Pistachio Pound Cake with Cream Cheese Swirl
Pistachio Pound Cake Ingredients
- Brown & Granulated Sugar
- Sour Cream
- Flour + Baking Soda
- Pistachio Bakery Emulsion + Vanilla Bean Paste
- Cream Cheese
- Powdered Sugar
This Pistachio Pound Cake has very simple ingredients that you probably already have around your house, plus one special ingredient that really sets this recipe apart- Pistachio Bakery Emulsion
I love using bakery emulsions in baking because they allow you to create so many incredible flavor combinations and pack a huge flavor punch!
Pound Cake Tips
- Room Temperature Ingredients. This will ensure all wet ingredients are fully incorporated and fluffy when beaten together.
- Measuring the flour. Stir your flour first, to break up any flour that may be compacted -then scoop or spoon it into your dry measuring cup and level off with the back of a knife. Otherwise known as the “scoop and level” method of measuring flour. Compacted flour can create a dense heavy unpleasant cake.
- DONT OVER MIX THE BATTER. Once you add the dry ingredients to the wet, it is IMPARATIVE that you do not over mix the batter. I suggest incorporating your ingredients together with a spatula if your mixer doesn’t have a low enough speed. Small lumps in the batter is okay, but over mixing will make a dense heavy and unpleasant cake.
- LOW AND SLOW. This cake recipe must be baked at a low and slow temperature of 325F NOT 350F. Because this cake is full of fat and sugar it needs plenty of time to bake. It could take up to 50- 60 minutes to finish baking in some cases, so don’t be alarmed.

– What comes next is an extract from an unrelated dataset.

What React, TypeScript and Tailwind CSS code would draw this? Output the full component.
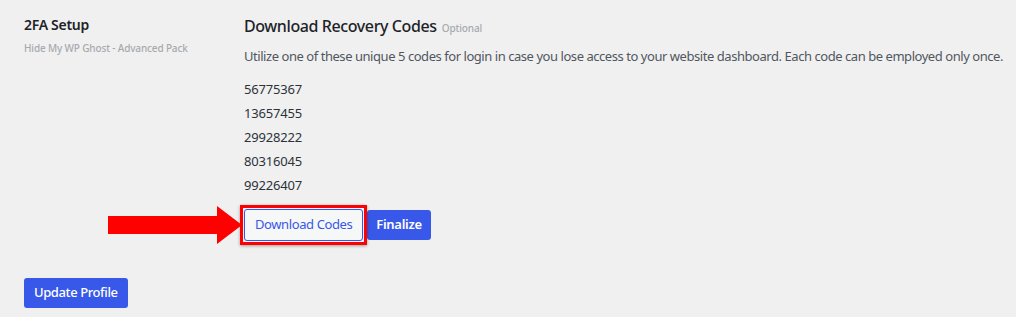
import React from 'react';

const codes = ['56775367', '13657455', '29928222', '80316045', '99226407'];

const font = { fontFamily: '"Noto Sans", "Open Sans", sans-serif' };

export default function App() {
  return (
    <div className="w-[1016px] h-[317px] bg-[#f0f0f1] text-[#1d2327] overflow-hidden tracking-[-0.4px]" style={font}>
      <div className="flex pt-[14px]">
        {/* Label column */}
        <div className="w-[244px] pl-[24px] shrink-0">
          <div className="text-[14px] font-semibold leading-[22px] text-[#1d2327] tracking-[-0.3px]">2FA Setup</div>
          <div className="text-[10px] leading-[16px] mt-[4px] text-[#a7aaad] font-medium tracking-[-0.15px]">Hide My WP Ghost - Advanced Pack</div>
        </div>

        {/* Content column */}
        <div className="flex-1">
          <div className="flex items-baseline gap-[5px]">
            <h2 className="text-[16px] font-medium leading-[24px] text-[#1d2327]">Download Recovery Codes</h2>
            <span className="text-[10px] text-[#a7aaad] font-medium tracking-[-0.1px]">Optional</span>
          </div>
          <p className="text-[13px] leading-[20px] mt-[8px] text-[#50575e] tracking-[-0.45px] whitespace-nowrap">
            Utilize one of these unique 5 codes for login in case you lose access to your website dashboard. Each code can be employed only once.
          </p>
          <div className="mt-[11px] flex flex-col text-[13px] leading-[24px] text-[#2c3338] tracking-[-0.2px]">
            {codes.map((c) => (
              <div key={c}>{c}</div>
            ))}
          </div>
          <div className="flex items-center gap-[4px] mt-[12px]">
            <div className="relative">
              <button className="h-[32px] px-[10px] rounded-[3px] border border-[#3858e9] bg-[#f6f7f7] text-[#3858e9] text-[13px]">
                Download Codes
              </button>
              {/* annotation box */}
              <div className="absolute -inset-[4px] border-[3px] border-[#ff0000] shadow-[0_1px_3px_rgba(0,0,0,0.35)] pointer-events-none" />
              {/* annotation arrow */}
              <svg className="absolute left-[-136px] top-[-4px]" width="134" height="40" viewBox="0 0 134 40">
                <polygon points="0,11 109,11 109,1 134,20 109,39 109,29 0,29" fill="#ff0000" />
              </svg>
            </div>
            <button className="h-[30px] px-[9px] rounded-[3px] bg-[#3858e9] text-white text-[13px] font-semibold tracking-[-0.3px]">
              Finalize
            </button>
          </div>
        </div>
      </div>

      <div className="pl-[24px] mt-[37px]">
        <button className="h-[30px] px-[10px] rounded-[3px] bg-[#3858e9] text-white text-[13px] font-medium tracking-[-0.4px]">
          Update Profile
        </button>
      </div>
    </div>
  );
}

- Allow cake to completely cool. When your cake is finished baking, allowing it to come to room temperature will help the crumb rest and come together. I like to wrap my cake in plastic and allow it to fully cool in the fridge for several hours before glazing. A chilled cake is so delicious!
- Flavoring. I specifically recommend using LorAnn’s Pistachio emulsion for this recipe to really get that beautiful pistachio flavor, but you can use any flavorings that you have on hand.